Work required |
Repeat the listing word for word. No pictures belong in the copy.

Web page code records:
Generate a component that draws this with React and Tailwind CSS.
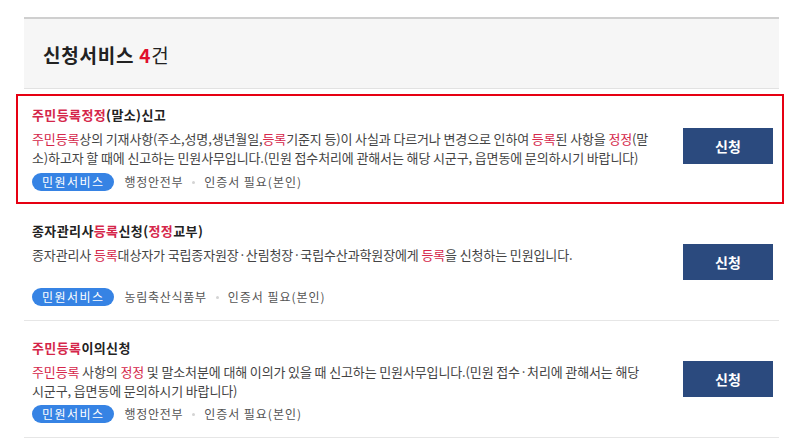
import React from 'react';

const R = ({ children }) => <span className="text-[#d5264a]">{children}</span>;

const Tags = ({ dept }) => (
  <div className="flex items-center h-[18px] text-[12px]">
    <span className="h-[18px] leading-[18px] px-[10px] rounded-full bg-[#3683e4] text-white tracking-[0.12em]">민원서비스</span>
    <span className="ml-[10px] text-[#555] tracking-[0.06em]">{dept}</span>
    <span className="mx-[9px] w-[3px] h-[3px] rounded-full bg-[#d4d4d4]"></span>
    <span className="text-[#555] tracking-[0.08em]">인증서 필요(본인)</span>
  </div>
);

const ApplyButton = ({ className = '' }) => (
  <button className={`w-[90px] h-[36px] shrink-0 bg-[#2b4a7e] text-white text-[14px] font-bold ${className}`}>신청</button>
);

const items = [
  {
    title: <>종자관리사<R>등록</R>신청(<R>정정</R>교부)</>,
    desc: <>종자관리사 <R>등록</R>대상자가 국립종자원장·산림청장·국립수산과학원장에게 <R>등록</R>을 신청하는 민원입니다.</>,
    dept: '농림축산식품부',
  },
  {
    title: <><R>주민등록</R>이의신청</>,
    desc: (
      <>
        <R>주민등록</R> 사항의 <R>정정</R> 및 말소처분에 대해 이의가 있을 때 신고하는 민원사무입니다.(민원 접수·처리에 관해서는 해당
        <br />
        시군구, 읍면동에 문의하시기 바랍니다)
      </>
    ),
    dept: '행정안전부',
  },
];

export default function App() {
  return (
    <div className="w-[786px] h-[446px] overflow-hidden bg-white pt-[17px] font-['Noto_Sans_CJK_KR',sans-serif]">
      <div className="ml-[24px] w-[755px] h-[72px] border-t-2 border-[#cfcfcf] border-b border-b-[#e2e2e2] bg-[#f6f6f6] flex items-center pl-[19px] pt-[3px]">
        <h2 className="text-[19px] font-bold text-[#222] tracking-[0.04em]">
          신청서비스 <span className="text-[#e0102c]">4</span><span className="font-normal">건</span>
        </h2>
      </div>

      <div className="mt-[5px] ml-[16px] w-[768px] h-[110px] border-2 border-[#e60012] flex items-center pl-[14px] pr-[9px]">
        <div className="flex-1 pt-[9px] pb-[11px]">
          <div className="h-[20px] leading-[20px] text-[13px] font-bold text-[#222] tracking-[0.03em]">
            <R>주민등록정정</R>(말소)신고
          </div>
          <p className="mt-[4px] text-[13px] leading-[19px] text-[#444] tracking-[-0.01em] whitespace-nowrap">
            <R>주민등록</R>상의 기재사항(주소,성명,생년월일,<R>등록</R>기준지 등)이 사실과 다르거나 변경으로 인하여 <R>등록</R>된 사항을 <R>정정</R>(말
            <br />
            소)하고자 할 때에 신고하는 민원사무입니다.(민원 접수처리에 관해서는 해당 시군구, 읍면동에 문의하시기 바랍니다)
          </p>
          <div className="mt-[6px]">
            <Tags dept="행정안전부" />
          </div>
        </div>
        <ApplyButton className="mb-[6px]" />
      </div>

      <ul className="ml-[24px] w-[755px]">
        {items.map((it, i) => (
          <li key={i} className="flex items-center border-b border-[#e6e6e6] pl-[8px] pr-[6px]">
            <div className="flex-1 pt-[17px] pb-[14px]">
              <div className="h-[20px] leading-[20px] text-[13px] font-bold text-[#222] tracking-[0.03em]">{it.title}</div>
              <p className="mt-[4px] min-h-[38px] text-[13px] leading-[19px] text-[#444] tracking-[-0.01em] whitespace-nowrap">{it.desc}</p>
              <div className="mt-[5px]">
                <Tags dept={it.dept} />
              </div>
            </div>
            <ApplyButton />
          </li>
        ))}
      </ul>
    </div>
  );
}
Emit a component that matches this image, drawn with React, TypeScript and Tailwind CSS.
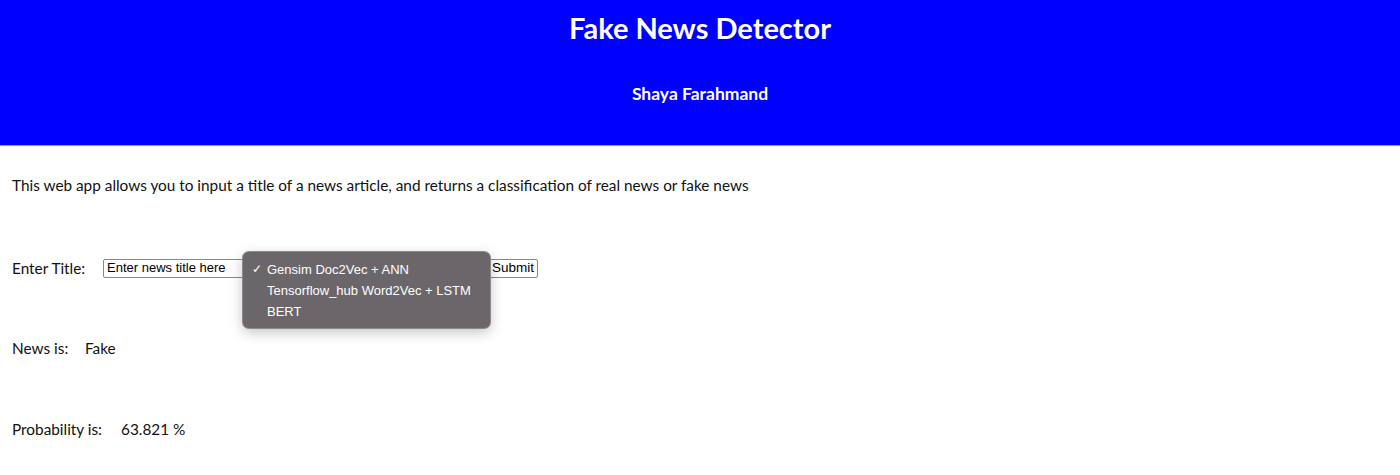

Task answer |
Generate a component that draws this with React and Tailwind CSS.
import React from 'react';

const R = ({ children }) => <span className="text-[#d5264a]">{children}</span>;

const Tags = ({ dept }) => (
  <div className="flex items-center h-[18px] text-[12px]">
    <span className="h-[18px] leading-[18px] px-[10px] rounded-full bg-[#3683e4] text-white tracking-[0.12em]">민원서비스</span>
    <span className="ml-[10px] text-[#555] tracking-[0.06em]">{dept}</span>
    <span className="mx-[9px] w-[3px] h-[3px] rounded-full bg-[#d4d4d4]"></span>
    <span className="text-[#555] tracking-[0.08em]">인증서 필요(본인)</span>
  </div>
);

const ApplyButton = ({ className = '' }) => (
  <button className={`w-[90px] h-[36px] shrink-0 bg-[#2b4a7e] text-white text-[14px] font-bold ${className}`}>신청</button>
);

const items = [
  {
    title: <>종자관리사<R>등록</R>신청(<R>정정</R>교부)</>,
    desc: <>종자관리사 <R>등록</R>대상자가 국립종자원장·산림청장·국립수산과학원장에게 <R>등록</R>을 신청하는 민원입니다.</>,
    dept: '농림축산식품부',
  },
  {
    title: <><R>주민등록</R>이의신청</>,
    desc: (
      <>
        <R>주민등록</R> 사항의 <R>정정</R> 및 말소처분에 대해 이의가 있을 때 신고하는 민원사무입니다.(민원 접수·처리에 관해서는 해당
        <br />
        시군구, 읍면동에 문의하시기 바랍니다)
      </>
    ),
    dept: '행정안전부',
  },
];

export default function App() {
  return (
    <div className="w-[786px] h-[446px] overflow-hidden bg-white pt-[17px] font-['Noto_Sans_CJK_KR',sans-serif]">
      <div className="ml-[24px] w-[755px] h-[72px] border-t-2 border-[#cfcfcf] border-b border-b-[#e2e2e2] bg-[#f6f6f6] flex items-center pl-[19px] pt-[3px]">
        <h2 className="text-[19px] font-bold text-[#222] tracking-[0.04em]">
          신청서비스 <span className="text-[#e0102c]">4</span><span className="font-normal">건</span>
        </h2>
      </div>

      <div className="mt-[5px] ml-[16px] w-[768px] h-[110px] border-2 border-[#e60012] flex items-center pl-[14px] pr-[9px]">
        <div className="flex-1 pt-[9px] pb-[11px]">
          <div className="h-[20px] leading-[20px] text-[13px] font-bold text-[#222] tracking-[0.03em]">
            <R>주민등록정정</R>(말소)신고
          </div>
          <p className="mt-[4px] text-[13px] leading-[19px] text-[#444] tracking-[-0.01em] whitespace-nowrap">
            <R>주민등록</R>상의 기재사항(주소,성명,생년월일,<R>등록</R>기준지 등)이 사실과 다르거나 변경으로 인하여 <R>등록</R>된 사항을 <R>정정</R>(말
            <br />
            소)하고자 할 때에 신고하는 민원사무입니다.(민원 접수처리에 관해서는 해당 시군구, 읍면동에 문의하시기 바랍니다)
          </p>
          <div className="mt-[6px]">
            <Tags dept="행정안전부" />
          </div>
        </div>
        <ApplyButton className="mb-[6px]" />
      </div>

      <ul className="ml-[24px] w-[755px]">
        {items.map((it, i) => (
          <li key={i} className="flex items-center border-b border-[#e6e6e6] pl-[8px] pr-[6px]">
            <div className="flex-1 pt-[17px] pb-[14px]">
              <div className="h-[20px] leading-[20px] text-[13px] font-bold text-[#222] tracking-[0.03em]">{it.title}</div>
              <p className="mt-[4px] min-h-[38px] text-[13px] leading-[19px] text-[#444] tracking-[-0.01em] whitespace-nowrap">{it.desc}</p>
              <div className="mt-[5px]">
                <Tags dept={it.dept} />
              </div>
            </div>
            <ApplyButton />
          </li>
        ))}
      </ul>
    </div>
  );
}
Emit a component that matches this image, drawn with React, TypeScript and Tailwind CSS.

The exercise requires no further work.